Quantitative prediction of protein–protein binding affinity with a potential of mean force considering volume correction

Abstract

Quantitative prediction of protein–protein binding affinity is essential for understanding protein–protein interactions. In this article, an atomic level potential of mean force (PMF) considering volume correction is presented for the prediction of protein–protein binding affinity. The potential is obtained by statistically analyzing X-ray structures of protein–protein complexes in the Protein Data Bank. This approach circumvents the complicated steps of the volume correction process and is very easy to implement in practice. It can obtain more reasonable pair potential compared with traditional PMF and shows a classic picture of nonbonded atom pair interaction as Lennard-Jones potential.

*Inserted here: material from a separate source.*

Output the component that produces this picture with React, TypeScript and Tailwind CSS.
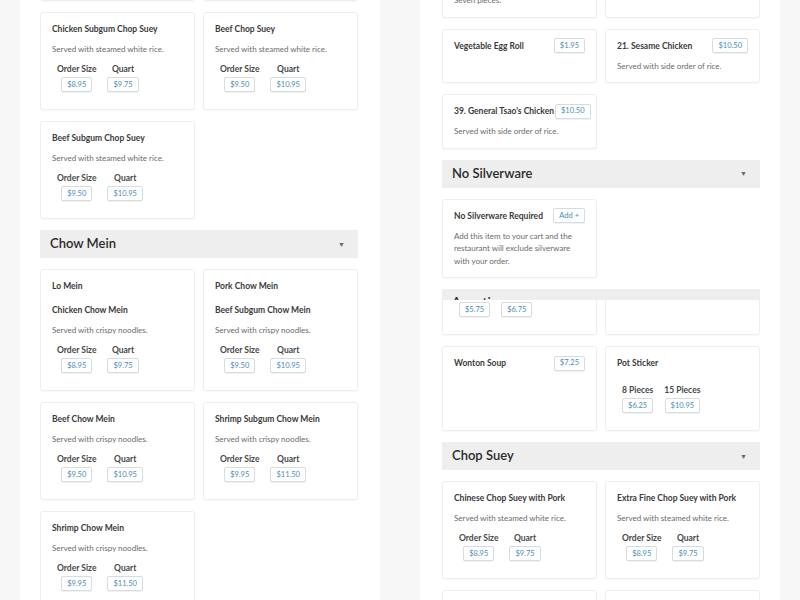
import React from "react";

type Opt = { label: string; price: string };

const Price: React.FC<{ value: string }> = ({ value }) => (
  <span className="inline-flex h-[15px] shrink-0 items-center justify-center whitespace-nowrap rounded-[2px] border border-[#d3dee3] bg-white px-[5px] text-[7.5px] leading-none text-[#4a8db5] shadow-[0_1px_1px_rgba(0,0,0,0.06)]">
    {value}
  </span>
);

const Options: React.FC<{ options: Opt[]; className?: string }> = ({ options, className }) => (
  <div className={`ml-[5px] flex items-start gap-[11px] ${className ?? ""}`}>
    {options.map((o) => (
      <div key={o.label} className="flex flex-col items-center">
        <span className="whitespace-nowrap text-[8.5px] font-bold leading-[12px] text-[#474747]">
          {o.label}
        </span>
        <div className="mt-[2px] flex">
          <Price value={o.price} />
        </div>
      </div>
    ))}
  </div>
);

const OptionCard: React.FC<{ title: string; desc?: string; options: Opt[] }> = ({
  title,
  desc,
  options,
}) => (
  <div className="rounded-[3px] border border-[#eeeeee] bg-white px-[11px] pb-[17px] pt-[10px] shadow-[0_1px_2px_rgba(0,0,0,0.03)]">
    <div className="whitespace-nowrap text-[8.5px] font-bold leading-[12px] text-[#3a3a3a]">
      {title}
    </div>
    {desc ? (
      <>
        <div className="mt-[8px] text-[8px] leading-[12px] text-[#6b6b6b]">{desc}</div>
        <Options options={options} className="mt-[8px]" />
      </>
    ) : (
      <Options options={options} className="mt-[15px]" />
    )}
  </div>
);

const SideCard: React.FC<{ title: string; price?: string; desc?: string; add?: boolean }> = ({
  title,
  price,
  desc,
  add,
}) => (
  <div className="rounded-[3px] border border-[#eeeeee] bg-white px-[11px] pb-[10px] pt-[8px] shadow-[0_1px_2px_rgba(0,0,0,0.03)]">
    <div className="flex h-[16px] items-center justify-between gap-[1px]">
      <span className="whitespace-nowrap text-[8.5px] font-bold leading-[12px] text-[#3a3a3a]">
        {title}
      </span>
      {price && <Price value={price} />}
      {add && <Price value="Add +" />}
    </div>
    {desc && (
      <div className="mt-[6px] text-[8px] leading-[12.5px] text-[#6b6b6b]">{desc}</div>
    )}
  </div>
);

const Header: React.FC<{ title: string }> = ({ title }) => (
  <div className="flex h-[28px] shrink-0 items-center justify-between bg-[#eeeeee] pl-[10px] pr-[13px]">
    <span className="text-[13px] font-semibold text-[#2b2b2b]">{title}</span>
    <span className="text-[7px] text-[#6a6a6a]">▼</span>
  </div>
);

const Row: React.FC<{ children: React.ReactNode }> = ({ children }) => (
  <div className="grid shrink-0 grid-cols-2 gap-x-[8px]">{children}</div>
);

const Tile: React.FC<{ side: "left" | "right"; offset: string; children: React.ReactNode }> = ({
  side,
  offset,
  children,
}) => (
  <div className="h-[300px] w-[400px] overflow-hidden bg-[#f7f7f7]">
    <div
      className={`ml-[20px] flex h-full w-[360px] flex-col bg-white ${
        side === "left" ? "pl-[20px] pr-[22px]" : "pl-[22px] pr-[20px]"
      }`}
    >
      <div className={`flex shrink-0 flex-col gap-[11px] ${offset}`}>{children}</div>
    </div>
  </div>
);

const rice = "Served with steamed white rice.";
const noodles = "Served with crispy noodles.";
const sz = (a: string, b: string): Opt[] => [
  { label: "Order Size", price: a },
  { label: "Quart", price: b },
];

export default function App() {
  return (
    <div
      className="grid h-[600px] w-[800px] grid-cols-2 grid-rows-2 bg-[#f7f7f7]"
      style={{ fontFamily: "Lato, 'Open Sans', sans-serif" }}
    >
      <Tile side="left" offset="-mt-[97px]">
        <Row>
          <OptionCard title="Chicken Chop Suey" desc={rice} options={sz("$8.95", "$9.75")} />
          <OptionCard title="Pork Chop Suey" desc={rice} options={sz("$8.95", "$9.75")} />
        </Row>
        <Row>
          <OptionCard title="Chicken Subgum Chop Suey" desc={rice} options={sz("$8.95", "$9.75")} />
          <OptionCard title="Beef Chop Suey" desc={rice} options={sz("$9.50", "$10.95")} />
        </Row>
        <Row>
          <OptionCard title="Beef Subgum Chop Suey" desc={rice} options={sz("$9.50", "$10.95")} />
          <div />
        </Row>
        <Header title="Chow Mein" />
        <Row>
          <OptionCard title="Lo Mein" desc={noodles} options={sz("$8.95", "$9.75")} />
          <OptionCard title="Pork Chow Mein" desc={noodles} options={sz("$8.95", "$9.75")} />
        </Row>
      </Tile>

      <Tile side="right" offset="-mt-[37px]">
        <Row>
          <SideCard title="Fried Wonton" price="$4.50" desc="Seven pieces." />
          <SideCard title="Egg Roll" price="$1.95" />
        </Row>
        <Row>
          <SideCard title="Vegetable Egg Roll" price="$1.95" />
          <SideCard
            title="21. Sesame Chicken"
            price="$10.50"
            desc="Served with side order of rice."
          />
        </Row>
        <Row>
          <SideCard
            title="39. General Tsao's Chicken"
            price="$10.50"
            desc="Served with side order of rice."
          />
          <div />
        </Row>
        <Header title="No Silverware" />
        <Row>
          <SideCard
            title="No Silverware Required"
            add
            desc="Add this item to your cart and the restaurant will exclude silverware with your order."
          />
          <div />
        </Row>
        <Header title="Appetizers" />
      </Tile>

      <Tile side="left" offset="-mt-[7px]">
        <Row>
          <OptionCard title="Chicken Chow Mein" desc={noodles} options={sz("$8.95", "$9.75")} />
          <OptionCard title="Beef Subgum Chow Mein" desc={noodles} options={sz("$9.50", "$10.95")} />
        </Row>
        <Row>
          <OptionCard title="Beef Chow Mein" desc={noodles} options={sz("$9.50", "$10.95")} />
          <OptionCard title="Shrimp Subgum Chow Mein" desc={noodles} options={sz("$9.95", "$11.50")} />
        </Row>
        <Row>
          <OptionCard title="Shrimp Chow Mein" desc={noodles} options={sz("$9.95", "$11.50")} />
          <div />
        </Row>
      </Tile>

      <Tile side="right" offset="-mt-[63px]">
        <Row>
          <OptionCard
            title="Egg Drop Soup"
            desc="Served with crispy noodles."
            options={[
              { label: "Pint", price: "$5.75" },
              { label: "Quart", price: "$6.75" },
            ]}
          />
          <SideCard title="Spring Roll" price="$1.95" />
        </Row>
        <Row>
          <SideCard title="Wonton Soup" price="$7.25" />
          <OptionCard
            title="Pot Sticker"
            options={[
              { label: "8 Pieces", price: "$6.25" },
              { label: "15 Pieces", price: "$10.95" },
            ]}
          />
        </Row>
        <Header title="Chop Suey" />
        <Row>
          <OptionCard title="Chinese Chop Suey with Pork" desc={rice} options={sz("$8.95", "$9.75")} />
          <OptionCard title="Extra Fine Chop Suey with Pork" desc={rice} options={sz("$8.95", "$9.75")} />
        </Row>
        <Row>
          <OptionCard title="Chicken Chop Suey" desc={rice} options={sz("$8.95", "$9.75")} />
          <OptionCard title="Pork Chop Suey" desc={rice} options={sz("$8.95", "$9.75")} />
        </Row>
      </Tile>
    </div>
  );
}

To evaluate the prediction ability for protein–protein binding affinity, six test sets are examined. Sets 1–5 were used as test set in five published studies, respectively, and set 6 was the union set of sets 1–5, with a total of 86 protein–protein complexes. The correlation coefficient (R) and standard deviation (SD) of fitting predicted affinity to experimental data were calculated to compare the performance of ours with that in literature. Our predictions on sets 1–5 were as good as the best prediction reported in the published studies, and for union set 6, R = 0.76, SD = 2.24 kcal/mol. Furthermore, we found that the volume correction can significantly improve the prediction ability. This approach can also promote the research on docking and protein structure prediction.